氧化还原稳态(redox homeostasis)在骨骼肌的功能适应、损伤修复及健康维持中的重要性逐渐凸显,骨骼肌中的氧化还原稳态是一个动态平衡过程,通过精确调控活性氧(reactive oxygen species, ROS)的生成与清除,使骨骼肌能够有效应对运动(exercise)带来的氧化应激,并促进细胞健康与功能恢复。适度的ROS生成有助于抗氧化系统的激活并促进肌肉适应性反应。ROS作为关键的信号分子,在运动过程中对骨骼肌的代谢、抗氧化反应、线粒体功能及蛋白质合成等方面发挥重要作用。然而,过量的ROS可能引发氧化应激,破坏肌肉细胞结构和功能,致使肌肉衰退。本综述详细探讨了骨骼肌中氧化还原稳态的调节机制,尤其是ROS的生成与清除过程,并探讨了运动对骨骼肌氧化还原状态的影响,重点分析了与氧化应激相关的信号通路,特别是Nrf2/KEAP1、HSP72/HSF1等通路在运动中的作用。深入研究氧化还原信号通路及其在不同运动模式下的调控机制,对于优化运动训练方案、改善骨骼肌健康及防治相关疾病具有重要意义。

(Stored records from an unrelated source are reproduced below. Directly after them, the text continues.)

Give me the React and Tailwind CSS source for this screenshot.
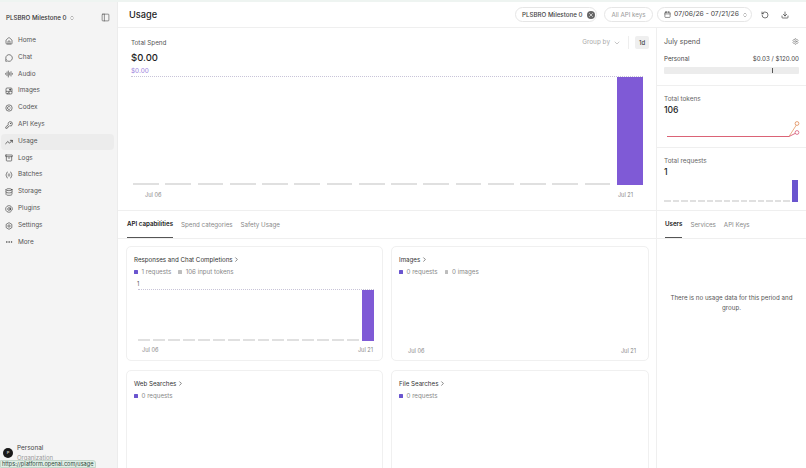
import React from 'react';
import {
  House, MessageCircle, AudioLines, KeyRound, TrendingUp, Archive,
  Database, AtSign, Settings, Ellipsis, ChevronsUpDown, PanelLeft, X, Calendar, RotateCcw,
  Download, ChevronDown, ChevronRight,
} from 'lucide-react';

const ImagesIcon = (props) => (
  <svg viewBox="0 0 24 24" fill="none" stroke="currentColor" strokeWidth="2" {...props}>
    <rect x="3" y="3" width="18" height="18" rx="3" />
    <path d="M3 13h18M12 13v8" />
    <circle cx="15.5" cy="8" r="2" fill="currentColor" />
    <path d="M6 21l4-4 2 2" />
  </svg>
);

const CodexIcon = (props) => (
  <svg viewBox="0 0 24 24" fill="none" stroke="currentColor" strokeWidth="2" {...props}>
    <circle cx="12" cy="12" r="9.5" />
    <path d="M15.5 9.5a4.5 4.5 0 1 0 0 5" strokeLinecap="round" />
  </svg>
);

const BatchesIcon = (props) => (
  <svg viewBox="0 0 24 24" fill="none" stroke="currentColor" strokeWidth="2" strokeLinecap="round" {...props}>
    <path d="M7 3C4 3 5 9 4 10.5 3.5 11.500 2.500 12 2.500 12s1 .5 1.500 1.500C5 15 4 21 7 21" />
    <path d="M17 3c3 0 2 6 3 7.500.5 1 1.500 1.500 1.500 1.500s-1 .5-1.500 1.500C19 15 20 21 17 21" />
    <path d="M9.500 9.500h5M9.500 14.500h5" />
  </svg>
);

const HexGearIcon = (props) => (
  <svg viewBox="0 0 24 24" fill="none" stroke="currentColor" strokeWidth="2" strokeLinejoin="round" {...props}>
    <path d="M12 2l8.500 5v10L12 22l-8.500-5V7z" />
    <circle cx="12" cy="12" r="3.500" />
  </svg>
);

const navItems = [
  ['Home', House], ['Chat', MessageCircle], ['Audio', AudioLines], ['Images', ImagesIcon],
  ['Codex', CodexIcon], ['API Keys', KeyRound], ['Usage', TrendingUp], ['Logs', Archive],
  ['Batches', BatchesIcon], ['Storage', Database], ['Plugins', AtSign], ['Settings', HexGearIcon],
  ['More', Ellipsis],
];

const Sidebar = () => (
  <aside className="w-[118px] shrink-0 h-full bg-[#f4f4f4] flex flex-col relative border-r border-[#ececec]">
    <div className="h-[31px] flex items-center pl-[6px] pr-[7px] shrink-0">
      <span className="text-[6.2px] font-medium text-[#333]">PLSBRO Milestone 0</span>
      <ChevronsUpDown className="w-[6px] h-[6px] ml-[3px] text-[#777]" />
      <PanelLeft className="w-[9px] h-[9px] ml-auto text-[#444]" strokeWidth={1.5} />
    </div>
    <nav className="flex flex-col gap-[1px] pl-[1px] pr-[3px]">
      {navItems.map(([label, Icon]) => (
        <div
          key={label}
          className={`h-[15.8px] flex items-center gap-[5px] pl-[4px] rounded-[4px] text-[6.4px] text-[#555] ${label === 'Usage' ? 'bg-[#ececec]' : ''}`}
        >
          <Icon className="w-[8px] h-[8px] text-[#333]" strokeWidth={label === 'Usage' ? 2.2 : 1.8} />
          {label}
        </div>
      ))}
    </nav>
    <div className="mt-auto flex items-center gap-[4px] pl-[3px] pb-[5px] shrink-0">
      <div className="w-[10px] h-[10px] rounded-full bg-[#1a1a1a] text-white text-[4px] flex items-center justify-center">P</div>
      <div className="leading-[10px]">
        <div className="text-[6.4px] text-[#444]">Personal</div>
        <div className="text-[6px] text-[#999]">Organization</div>
      </div>
    </div>
    {/* browser link status bubble */}
    <div className="absolute left-0 bottom-0 h-[8px] pl-[1px] pr-[2px] flex items-center bg-[#dfeee6] border border-[#c4d8cc] rounded-tr-[3px] text-[5.6px] text-[#2f4a3c]">
      https://platform.openai.com/usage
    </div>
  </aside>
);

const Header = () => (
  <header className="h-[26px] shrink-0 flex items-center pl-[11px] pr-[17px] border-b border-[#efefef]">
    <h1 className="text-[9.2px] font-medium text-[#222]">Usage</h1>
    <div className="ml-auto flex items-center">
      <div className="h-[15px] w-[82px] rounded-full border border-[#e6e6e6] flex items-center pl-[6px] pr-[1px] text-[6.2px] font-medium text-[#444]">
        PLSBRO Milestone 0
        <span className="ml-auto w-[8px] h-[8px] rounded-full bg-[#666] flex items-center justify-center">
          <X className="w-[6px] h-[6px] text-white" strokeWidth={2.5} />
        </span>
      </div>
      <div className="ml-[7px] h-[15px] w-[49px] rounded-full border border-[#e6e6e6] flex items-center justify-center text-[6.2px] text-[#999]">
        All API keys
      </div>
      <div className="ml-[4px] h-[15px] w-[95px] rounded-full border border-[#e6e6e6] flex items-center pl-[6px] gap-[3px] text-[6.8px] text-[#444]">
        <Calendar className="w-[7px] h-[7px]" />
        07/06/26 - 07/21/26
        <ChevronsUpDown className="w-[6px] h-[6px] text-[#777]" />
      </div>
      <RotateCcw className="ml-[9px] w-[8px] h-[8px] text-[#333]" strokeWidth={2} />
      <Download className="ml-[12px] w-[8px] h-[8px] text-[#333]" strokeWidth={2} />
    </div>
  </header>
);

// row of gray dashes with one purple bar on the right
const Bars = ({ count, barWidth, gap = 'gap-[5px]', className = '', color = 'bg-[#7f5ad6]' }) => (
  <div className={`flex items-end ${gap} ${className}`}>
    {Array.from({ length: count }).map((_, i) => (
      <div key={i} className="flex-1 h-[2px] bg-[#e0e0e0]" />
    ))}
    <div className={`${barWidth} h-full shrink-0 ${color}`} />
  </div>
);

const SpendChart = () => (
  <section className="h-[183px] shrink-0 border-b border-[#efefef] pl-[13px] pr-[13px] pt-[11px] flex flex-col">
    <div className="flex items-start">
      <div>
        <div className="text-[6.3px] text-[#555] leading-[8px]">Total Spend</div>
        <div className="text-[9.5px] font-medium text-[#222] mt-[5px] leading-[12px]">$0.00</div>
      </div>
      <div className="ml-auto flex items-center -mr-[6px] -mt-[3px]">
        <span className="text-[6.4px] text-[#aaa]">Group by</span>
        <ChevronDown className="w-[8px] h-[8px] ml-[3px] text-[#aaa]" />
        <div className="w-[1px] h-[13px] bg-[#eee] ml-[7px] mr-[6px]" />
        <div className="w-[14px] h-[13px] bg-[#efefef] rounded-[2px] text-[6px] font-medium text-[#444] flex items-center justify-center">1d</div>
      </div>
    </div>
    <div className="text-[6.4px] text-[#9a80dc] leading-[8px] mt-[3px]">$0.00</div>
    <div className="mt-[1px] h-[109px] border-t border-dotted border-[#c8c4d8]">
      <Bars count={15} barWidth="w-[26px]" gap="gap-[6.5px]" className="h-full pl-[2px]" />
    </div>
    <div className="flex justify-between text-[5.6px] text-[#888] mt-[6px] pl-[14px] pr-[10px]">
      <span>Jul 06</span>
      <span>Jul 21</span>
    </div>
  </section>
);

const Tabs = ({ items, className = '' }) => (
  <div className={`h-[28px] shrink-0 flex items-stretch gap-[8px] border-b border-[#efefef] ${className}`}>
    {items.map((t, i) => (
      <div
        key={t}
        className={`flex items-center text-[6.2px] ${i === 0 ? 'font-semibold text-[#222] border-b border-[#555]' : 'text-[#888]'}`}
      >
        {t}
      </div>
    ))}
  </div>
);

const Legend = ({ items }) => (
  <div className="flex items-center gap-[7px] mt-[4px] text-[6.2px] text-[#888] leading-[8px]">
    {items.map(([color, text]) => (
      <span key={text} className="flex items-center gap-[4px]">
        <span className={`w-[3.5px] h-[3.5px] rounded-[0.5px] ${color}`} />
        {text}
      </span>
    ))}
  </div>
);

const Card = ({ title, legend, height, children }) => (
  <div className={`${height} rounded-[5px] border border-[#f0f0f0] pt-[8px] px-[7px]`}>
    <div className="flex items-center text-[6.2px] text-[#333] leading-[9px]">
      {title}
      <ChevronRight className="w-[7px] h-[7px] ml-[0.5px]" />
    </div>
    <Legend items={legend} />
    {children}
  </div>
);

const CardGrid = () => (
  <div className="grid grid-cols-[257px_258px] gap-x-[8px] gap-y-[9px] pl-[8px] pt-[7px]">
    <Card
      title="Responses and Chat Completions"
      height="h-[115px]"
      legend={[['bg-[#6a55cf]', '1 requests'], ['bg-[#bdbdbd]', '106 input tokens']]}
    >
      <div className="text-[5.6px] text-[#555] leading-[6px] mt-[5px] pl-[3px]">1</div>
      <div className="h-[52px] border-t border-dotted border-[#c8c4d8] ml-[4px] mr-[1px] mt-[2px]">
        <Bars count={15} barWidth="w-[12px]" gap="gap-[3px]" className="h-full" />
      </div>
      <div className="flex justify-between text-[5.6px] text-[#888] mt-[5px] pl-[8px] pr-[2px]">
        <span>Jul 06</span>
        <span>Jul 21</span>
      </div>
    </Card>
    <Card
      title="Images"
      height="h-[115px]"
      legend={[['bg-[#6a55cf]', '0 requests'], ['bg-[#bdbdbd]', '0 images']]}
    >
      <div className="h-[59px] mt-[1px]" />
      <div className="flex justify-between text-[5.6px] text-[#888] mt-[11px] pl-[9px] pr-[5px]">
        <span>Jul 06</span>
        <span>Jul 21</span>
      </div>
    </Card>
    <Card title="Web Searches" height="h-[110px]" legend={[['bg-[#6a55cf]', '0 requests']]} />
    <Card title="File Searches" height="h-[110px]" legend={[['bg-[#6a55cf]', '0 requests']]} />
  </div>
);

const RightRail = () => (
  <aside className="w-[150px] shrink-0 border-l border-[#efefef] flex flex-col">
    <section className="h-[58px] shrink-0 border-b border-[#efefef] pl-[7px] pr-[7px] pt-[9px]">
      <div className="flex items-center justify-between">
        <span className="text-[7px] text-[#555] leading-[9px]">July spend</span>
        <Settings className="w-[7px] h-[7px] text-[#777]" />
      </div>
      <div className="flex items-center justify-between mt-[9px] text-[6.2px] text-[#444] leading-[8px]">
        <span>Personal</span>
        <span>$0.03 / $120.00</span>
      </div>
      <div className="mt-[4px] h-[7px] bg-[#ececec] rounded-[1px] flex items-center">
        <div className="w-[1px] h-[5px] bg-[#555] ml-[108px]" />
      </div>
    </section>
    <section className="h-[62px] shrink-0 border-b border-[#efefef] pl-[7px] pr-[7px] pt-[9px]">
      <div className="text-[6.4px] text-[#666] leading-[8px]">Total tokens</div>
      <div className="text-[8.6px] font-medium text-[#222] leading-[11px] mt-[2px]">106</div>
      <svg className="block mt-[5px]" width="140" height="20" viewBox="0 0 140 20" fill="none">
        <path d="M3 15.500H125L133 3" stroke="#e59a6a" strokeWidth="0.8" />
        <path d="M3 15.500H125L132 12" stroke="#d95a74" strokeWidth="0.9" />
        <circle cx="133" cy="2.500" r="1.900" fill="#fff" stroke="#e08a55" strokeWidth="0.8" />
        <circle cx="133" cy="11.500" r="1.900" fill="#fff" stroke="#d65a78" strokeWidth="0.8" />
      </svg>
    </section>
    <section className="h-[63px] shrink-0 pl-[7px] pr-[8px] pt-[9px] border-b border-[#efefef]">
      <div className="text-[6.4px] text-[#666] leading-[8px]">Total requests</div>
      <div className="text-[8.6px] font-medium text-[#222] leading-[11px] mt-[2px]">1</div>
      <Bars count={15} barWidth="w-[6px]" gap="gap-[2px]" className="h-[22px] mt-[2px]" color="bg-[#6a55cf]" />
    </section>
    <Tabs items={['Users', 'Services', 'API Keys']} className="pl-[8px]" />
    <p className="text-[6.2px] leading-[10px] text-[#555] text-center px-[8px] mt-[54px]">
      There is no usage data for this period and group.
    </p>
  </aside>
);

export default function App() {
  return (
    <div className="w-[806px] h-[468px] overflow-hidden bg-white flex flex-col antialiased font-['Inter',sans-serif]">
      <div className="h-[2px] shrink-0 bg-[#eef4f1]" />
      <div className="flex-1 min-h-0 flex">
        <Sidebar />
        <main className="flex-1 min-w-0 flex flex-col">
          <Header />
          <div className="flex-1 min-h-0 flex">
            <div className="w-[538px] shrink-0 flex flex-col">
              <SpendChart />
              <Tabs items={['API capabilities', 'Spend categories', 'Safety Usage']} className="pl-[9px]" />
              <CardGrid />
            </div>
            <RightRail />
          </div>
        </main>
      </div>
    </div>
  );
}
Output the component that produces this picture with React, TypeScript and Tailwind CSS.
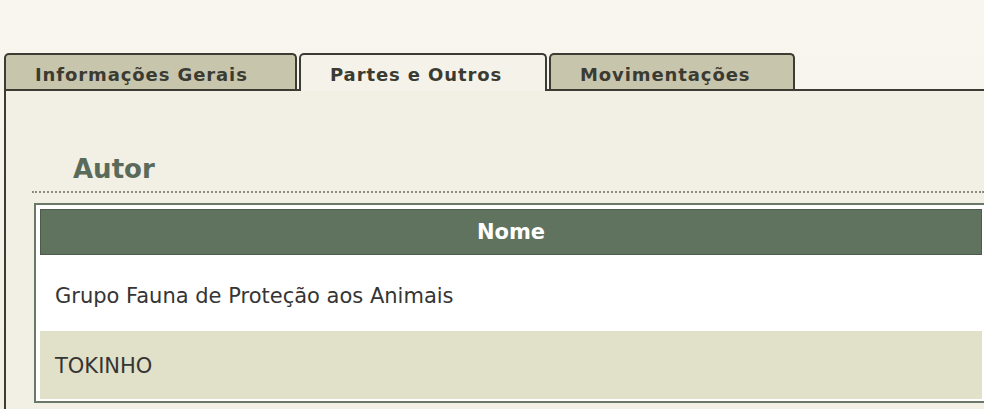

The significance of redox homeostasis in the functional adaptation, injury repair, and health maintenance of skeletal muscle has been increasingly recognized. Redox homeostasis in skeletal muscle is a dynamic equilibrium process that precisely regulates the generation and clearance of reactive oxygen species (ROS). This regulation enables skeletal muscle to effectively cope with oxidative stress induced by exercise, thereby promoting cellular health and functional recovery. Moderate ROS generation helps activate the antioxidant system and facilitates adaptive responses in muscle. As crucial signaling molecules, ROS play significant roles in skeletal muscle metabolism, antioxidant responses, mitochondrial function, and protein synthesis during exercise. However, excessive ROS can trigger oxidative stress, damaging the structure and function of muscle cells, leading to muscle degeneration. This review comprehensively explores the regulatory mechanisms of redox homeostasis in skeletal muscle, particularly the processes of ROS generation and clearance. It also examines the impact of exercise on the redox status of skeletal muscle, with a focus on analyzing signaling pathways related to oxidative stress, especially the roles of the Nrf2/KEAP1 and HSP72/HSF1 pathways during exercise. In-depth research into redox signaling pathways and their regulatory mechanisms under different exercise modalities is crucial for optimizing exercise training programs, improving skeletal muscle health, and preventing and treating associated diseases.